Austerity plans for me are back in force. I am somewhat careless with money - not super awful like some people I know who do things like run up their credit cards with fancy sets of furniture - but bad like buying pointless office supplies or a 20 dollar t-shirt here and there and mostly bad about buying lunch for myself quite often, and too many books (though they are used, quantity makes up for lack of quality). I must stop pissing money away if we are going to be able to afford a house.
I have trouble picturing what life will be like in 30 years. 30 year loan - I would be 65 if we stayed in that house till it was paid off. Moomin would be almost my age. What do we want our life to be like? What is reasonable to expect that it CAN be like? I am unsure. It woudl not be like the fancy professor houses I sometimes visit. I like the idea of genteel and comfortable decay. To have a house, at least at first we would have to have a roommate. There is an extra bit of the house, but again, it is not a legal addition. What if I have another baby? And what about the co-housing dream? Instead of that I get to buy further into capitalism and as owner of the house with a renting roommate, I become an evil landlord. Hmm. Rook terrified of the trap. I can't make as much money as he does, etc. I consider plans like moving into tiny apartment and renting the rambly, ugly, comfortable house, so that we afford for him not to work for a while and he can write. Oh, god, what to do? It seems like continuing to rent is dumb on some level but it is also flexible.

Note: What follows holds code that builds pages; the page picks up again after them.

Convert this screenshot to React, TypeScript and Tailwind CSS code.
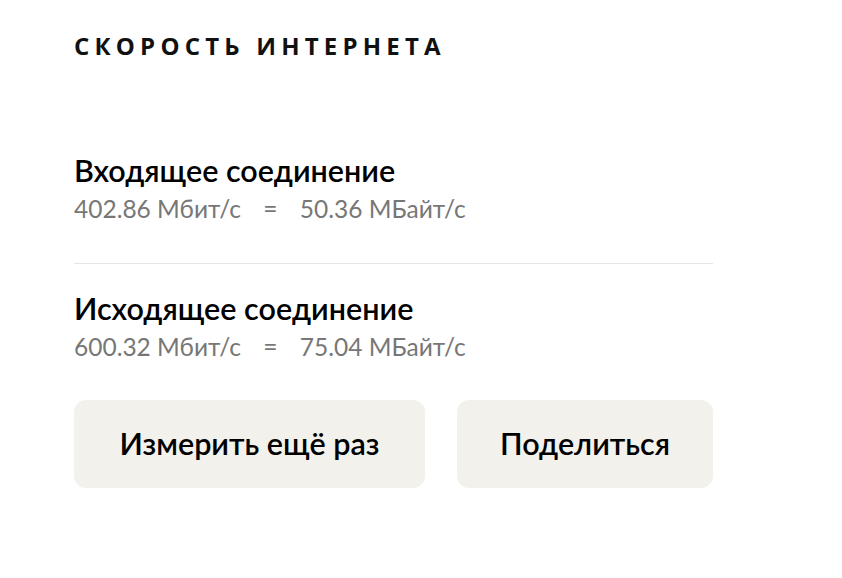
import React from 'react';

const rows = [
  { title: 'Входящее соединение', mbit: '402.86', mbyte: '50.36' },
  { title: 'Исходящее соединение', mbit: '600.32', mbyte: '75.04' },
];

export default function App() {
  return (
    <div className="min-h-[578px] w-[842px] bg-white pl-[74px] pt-[30px] font-['Lato','Noto_Sans',sans-serif] text-black">
      <h1 className="font-['Open_Sans',sans-serif] text-[24px] font-bold leading-[32px] tracking-[5.2px] text-[#111]">
        СКОРОСТЬ ИНТЕРНЕТА
      </h1>
      <div className="mt-[90px] w-[639px]">
        {rows.map((r, i) => (
          <div key={r.title} className={i > 0 ? 'border-t border-[#e5e5e5] pt-[26px]' : 'pb-[39px]'}>
            <div className="text-[30.5px] font-semibold leading-[36px]">{r.title}</div>
            <div className="mt-[6px] text-[24.5px] leading-[30px] text-[#777]">
              {r.mbit} Мбит/с <span className="mx-[16px]">=</span> {r.mbyte} МБайт/с
            </div>
          </div>
        ))}
        <div className="mt-[38px] flex gap-[32px]">
          <button className="h-[88px] w-[351px] rounded-[12px] bg-[#f2f1ec] text-[30.5px] font-semibold">
            Измерить ещё раз
          </button>
          <button className="h-[88px] w-[256px] rounded-[12px] bg-[#f2f1ec] text-[30.5px] font-semibold">
            Поделиться
          </button>
        </div>
      </div>
    </div>
  );
}
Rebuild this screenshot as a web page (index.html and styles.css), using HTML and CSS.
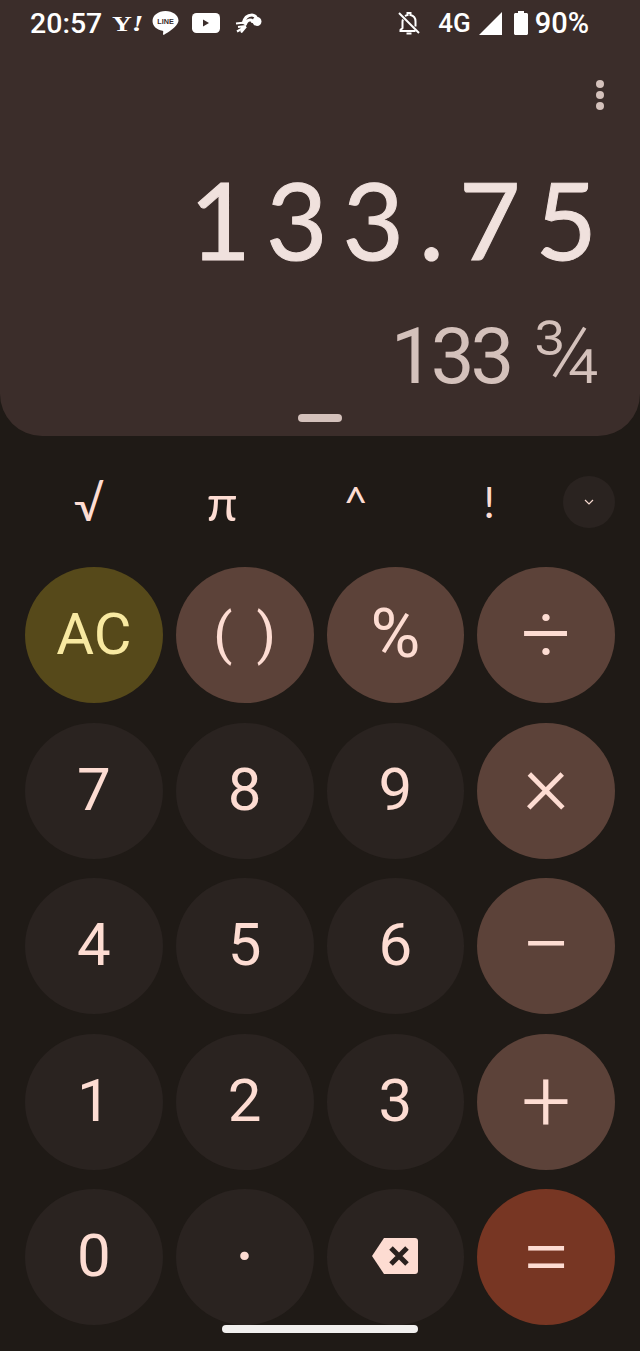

Am perfectly comfortable now in life, but we are not saving money. Everyone talks sagely of building equity. My retirement account is crap, Rook doesn't even have one, and my social security will also be crap, given my years of joblessness or super crappy part time jobs. I would like to be able to help people, help bail Moomin out of jail and give my Uncle Looney a room for him to put his bowling trophies and rock polishers, in 2025 or so, not to be living in 1 room with my cats and all my books in storage as I eat dry toast 3 meals a day and water my lonely old lady geraniums. Clearly I will never get to travel (my dream of living in Peru or somewhere). We are 35, overeducated, and completely clueless.